** begin SUPPLIED MATERIAL **

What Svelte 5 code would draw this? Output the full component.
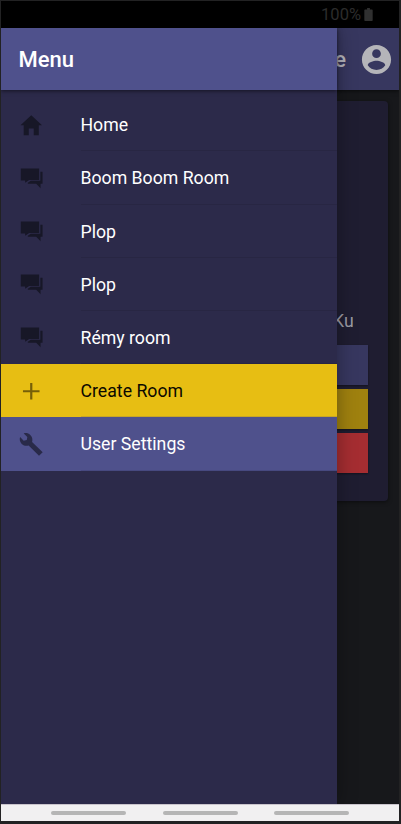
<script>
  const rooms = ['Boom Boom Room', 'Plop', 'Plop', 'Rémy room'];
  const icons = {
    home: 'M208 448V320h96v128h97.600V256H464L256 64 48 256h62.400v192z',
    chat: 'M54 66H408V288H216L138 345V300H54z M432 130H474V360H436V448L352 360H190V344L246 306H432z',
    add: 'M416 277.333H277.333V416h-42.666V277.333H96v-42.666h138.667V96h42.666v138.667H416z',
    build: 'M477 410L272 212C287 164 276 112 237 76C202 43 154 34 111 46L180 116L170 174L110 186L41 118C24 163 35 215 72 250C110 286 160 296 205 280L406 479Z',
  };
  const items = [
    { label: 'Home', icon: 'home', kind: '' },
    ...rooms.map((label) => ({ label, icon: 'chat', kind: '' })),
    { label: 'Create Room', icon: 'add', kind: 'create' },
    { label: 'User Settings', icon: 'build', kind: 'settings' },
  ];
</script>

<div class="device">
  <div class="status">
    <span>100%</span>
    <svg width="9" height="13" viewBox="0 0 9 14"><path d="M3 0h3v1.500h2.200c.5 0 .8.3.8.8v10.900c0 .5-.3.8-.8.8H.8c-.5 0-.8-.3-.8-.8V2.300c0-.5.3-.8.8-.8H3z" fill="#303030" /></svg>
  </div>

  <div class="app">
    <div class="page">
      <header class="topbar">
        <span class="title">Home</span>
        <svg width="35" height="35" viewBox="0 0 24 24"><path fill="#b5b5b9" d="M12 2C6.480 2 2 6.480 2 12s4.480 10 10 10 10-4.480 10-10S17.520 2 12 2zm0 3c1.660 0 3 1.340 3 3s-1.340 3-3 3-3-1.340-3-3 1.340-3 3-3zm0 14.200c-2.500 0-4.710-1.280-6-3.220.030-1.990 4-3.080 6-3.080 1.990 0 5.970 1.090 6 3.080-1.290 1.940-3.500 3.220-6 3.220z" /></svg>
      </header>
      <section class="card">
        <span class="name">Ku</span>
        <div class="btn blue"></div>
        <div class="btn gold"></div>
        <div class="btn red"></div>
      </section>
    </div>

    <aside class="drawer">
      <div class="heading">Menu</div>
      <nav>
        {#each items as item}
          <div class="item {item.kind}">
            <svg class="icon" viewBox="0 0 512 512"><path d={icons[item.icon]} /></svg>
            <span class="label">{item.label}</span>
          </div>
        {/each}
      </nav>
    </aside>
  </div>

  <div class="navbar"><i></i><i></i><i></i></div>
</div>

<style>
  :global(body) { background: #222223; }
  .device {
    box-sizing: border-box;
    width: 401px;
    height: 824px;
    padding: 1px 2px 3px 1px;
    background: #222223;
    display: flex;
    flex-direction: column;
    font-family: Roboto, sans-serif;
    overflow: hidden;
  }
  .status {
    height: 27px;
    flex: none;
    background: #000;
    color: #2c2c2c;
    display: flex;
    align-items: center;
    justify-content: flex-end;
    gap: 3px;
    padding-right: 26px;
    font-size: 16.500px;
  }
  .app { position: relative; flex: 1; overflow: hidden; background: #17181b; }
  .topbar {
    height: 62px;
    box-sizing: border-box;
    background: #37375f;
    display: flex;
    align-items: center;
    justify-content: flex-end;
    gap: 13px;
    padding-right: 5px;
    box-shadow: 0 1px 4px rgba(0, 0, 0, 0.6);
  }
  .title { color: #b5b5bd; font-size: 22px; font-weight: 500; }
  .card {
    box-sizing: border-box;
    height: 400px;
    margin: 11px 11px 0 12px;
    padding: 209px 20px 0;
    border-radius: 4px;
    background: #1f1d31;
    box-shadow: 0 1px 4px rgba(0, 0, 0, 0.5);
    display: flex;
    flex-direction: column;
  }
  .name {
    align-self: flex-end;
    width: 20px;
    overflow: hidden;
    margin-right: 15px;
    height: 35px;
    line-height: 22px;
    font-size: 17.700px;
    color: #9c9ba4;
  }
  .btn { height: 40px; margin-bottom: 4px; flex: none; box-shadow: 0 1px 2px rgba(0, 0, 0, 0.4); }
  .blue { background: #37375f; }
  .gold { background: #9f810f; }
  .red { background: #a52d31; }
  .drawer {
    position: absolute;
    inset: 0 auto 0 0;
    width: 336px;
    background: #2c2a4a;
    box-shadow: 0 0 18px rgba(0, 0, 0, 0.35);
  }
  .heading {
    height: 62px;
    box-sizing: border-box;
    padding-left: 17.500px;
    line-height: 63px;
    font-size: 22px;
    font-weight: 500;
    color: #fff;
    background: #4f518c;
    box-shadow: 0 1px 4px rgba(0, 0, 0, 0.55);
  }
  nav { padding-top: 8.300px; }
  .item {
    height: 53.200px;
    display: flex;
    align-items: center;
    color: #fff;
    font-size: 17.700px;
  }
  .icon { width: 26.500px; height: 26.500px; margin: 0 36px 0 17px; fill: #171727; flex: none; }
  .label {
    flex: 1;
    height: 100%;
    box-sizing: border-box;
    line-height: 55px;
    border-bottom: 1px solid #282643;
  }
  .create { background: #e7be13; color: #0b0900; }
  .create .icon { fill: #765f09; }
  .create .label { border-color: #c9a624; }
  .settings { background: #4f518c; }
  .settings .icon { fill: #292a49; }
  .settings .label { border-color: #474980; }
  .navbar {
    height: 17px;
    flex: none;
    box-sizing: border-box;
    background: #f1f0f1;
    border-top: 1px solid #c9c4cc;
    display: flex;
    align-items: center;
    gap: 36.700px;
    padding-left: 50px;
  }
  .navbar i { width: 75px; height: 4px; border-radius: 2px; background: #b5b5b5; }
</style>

** end SUPPLIED MATERIAL **

TASK GOAL:
Write the listing out a second time exactly, dropping all images.

OUTPUT:
What Svelte 5 code would draw this? Output the full component.
<script>
  const rooms = ['Boom Boom Room', 'Plop', 'Plop', 'Rémy room'];
  const icons = {
    home: 'M208 448V320h96v128h97.600V256H464L256 64 48 256h62.400v192z',
    chat: 'M54 66H408V288H216L138 345V300H54z M432 130H474V360H436V448L352 360H190V344L246 306H432z',
    add: 'M416 277.333H277.333V416h-42.666V277.333H96v-42.666h138.667V96h42.666v138.667H416z',
    build: 'M477 410L272 212C287 164 276 112 237 76C202 43 154 34 111 46L180 116L170 174L110 186L41 118C24 163 35 215 72 250C110 286 160 296 205 280L406 479Z',
  };
  const items = [
    { label: 'Home', icon: 'home', kind: '' },
    ...rooms.map((label) => ({ label, icon: 'chat', kind: '' })),
    { label: 'Create Room', icon: 'add', kind: 'create' },
    { label: 'User Settings', icon: 'build', kind: 'settings' },
  ];
</script>

<div class="device">
  <div class="status">
    <span>100%</span>
    <svg width="9" height="13" viewBox="0 0 9 14"><path d="M3 0h3v1.500h2.200c.5 0 .8.3.8.8v10.900c0 .5-.3.8-.8.8H.8c-.5 0-.8-.3-.8-.8V2.300c0-.5.3-.8.8-.8H3z" fill="#303030" /></svg>
  </div>

  <div class="app">
    <div class="page">
      <header class="topbar">
        <span class="title">Home</span>
        <svg width="35" height="35" viewBox="0 0 24 24"><path fill="#b5b5b9" d="M12 2C6.480 2 2 6.480 2 12s4.480 10 10 10 10-4.480 10-10S17.520 2 12 2zm0 3c1.660 0 3 1.340 3 3s-1.340 3-3 3-3-1.340-3-3 1.340-3 3-3zm0 14.200c-2.500 0-4.710-1.280-6-3.220.030-1.990 4-3.080 6-3.080 1.990 0 5.970 1.090 6 3.080-1.290 1.940-3.500 3.220-6 3.220z" /></svg>
      </header>
      <section class="card">
        <span class="name">Ku</span>
        <div class="btn blue"></div>
        <div class="btn gold"></div>
        <div class="btn red"></div>
      </section>
    </div>

    <aside class="drawer">
      <div class="heading">Menu</div>
      <nav>
        {#each items as item}
          <div class="item {item.kind}">
            <svg class="icon" viewBox="0 0 512 512"><path d={icons[item.icon]} /></svg>
            <span class="label">{item.label}</span>
          </div>
        {/each}
      </nav>
    </aside>
  </div>

  <div class="navbar"><i></i><i></i><i></i></div>
</div>

<style>
  :global(body) { background: #222223; }
  .device {
    box-sizing: border-box;
    width: 401px;
    height: 824px;
    padding: 1px 2px 3px 1px;
    background: #222223;
    display: flex;
    flex-direction: column;
    font-family: Roboto, sans-serif;
    overflow: hidden;
  }
  .status {
    height: 27px;
    flex: none;
    background: #000;
    color: #2c2c2c;
    display: flex;
    align-items: center;
    justify-content: flex-end;
    gap: 3px;
    padding-right: 26px;
    font-size: 16.500px;
  }
  .app { position: relative; flex: 1; overflow: hidden; background: #17181b; }
  .topbar {
    height: 62px;
    box-sizing: border-box;
    background: #37375f;
    display: flex;
    align-items: center;
    justify-content: flex-end;
    gap: 13px;
    padding-right: 5px;
    box-shadow: 0 1px 4px rgba(0, 0, 0, 0.6);
  }
  .title { color: #b5b5bd; font-size: 22px; font-weight: 500; }
  .card {
    box-sizing: border-box;
    height: 400px;
    margin: 11px 11px 0 12px;
    padding: 209px 20px 0;
    border-radius: 4px;
    background: #1f1d31;
    box-shadow: 0 1px 4px rgba(0, 0, 0, 0.5);
    display: flex;
    flex-direction: column;
  }
  .name {
    align-self: flex-end;
    width: 20px;
    overflow: hidden;
    margin-right: 15px;
    height: 35px;
    line-height: 22px;
    font-size: 17.700px;
    color: #9c9ba4;
  }
  .btn { height: 40px; margin-bottom: 4px; flex: none; box-shadow: 0 1px 2px rgba(0, 0, 0, 0.4); }
  .blue { background: #37375f; }
  .gold { background: #9f810f; }
  .red { background: #a52d31; }
  .drawer {
    position: absolute;
    inset: 0 auto 0 0;
    width: 336px;
    background: #2c2a4a;
    box-shadow: 0 0 18px rgba(0, 0, 0, 0.35);
  }
  .heading {
    height: 62px;
    box-sizing: border-box;
    padding-left: 17.500px;
    line-height: 63px;
    font-size: 22px;
    font-weight: 500;
    color: #fff;
    background: #4f518c;
    box-shadow: 0 1px 4px rgba(0, 0, 0, 0.55);
  }
  nav { padding-top: 8.300px; }
  .item {
    height: 53.200px;
    display: flex;
    align-items: center;
    color: #fff;
    font-size: 17.700px;
  }
  .icon { width: 26.500px; height: 26.500px; margin: 0 36px 0 17px; fill: #171727; flex: none; }
  .label {
    flex: 1;
    height: 100%;
    box-sizing: border-box;
    line-height: 55px;
    border-bottom: 1px solid #282643;
  }
  .create { background: #e7be13; color: #0b0900; }
  .create .icon { fill: #765f09; }
  .create .label { border-color: #c9a624; }
  .settings { background: #4f518c; }
  .settings .icon { fill: #292a49; }
  .settings .label { border-color: #474980; }
  .navbar {
    height: 17px;
    flex: none;
    box-sizing: border-box;
    background: #f1f0f1;
    border-top: 1px solid #c9c4cc;
    display: flex;
    align-items: center;
    gap: 36.700px;
    padding-left: 50px;
  }
  .navbar i { width: 75px; height: 4px; border-radius: 2px; background: #b5b5b5; }
</style>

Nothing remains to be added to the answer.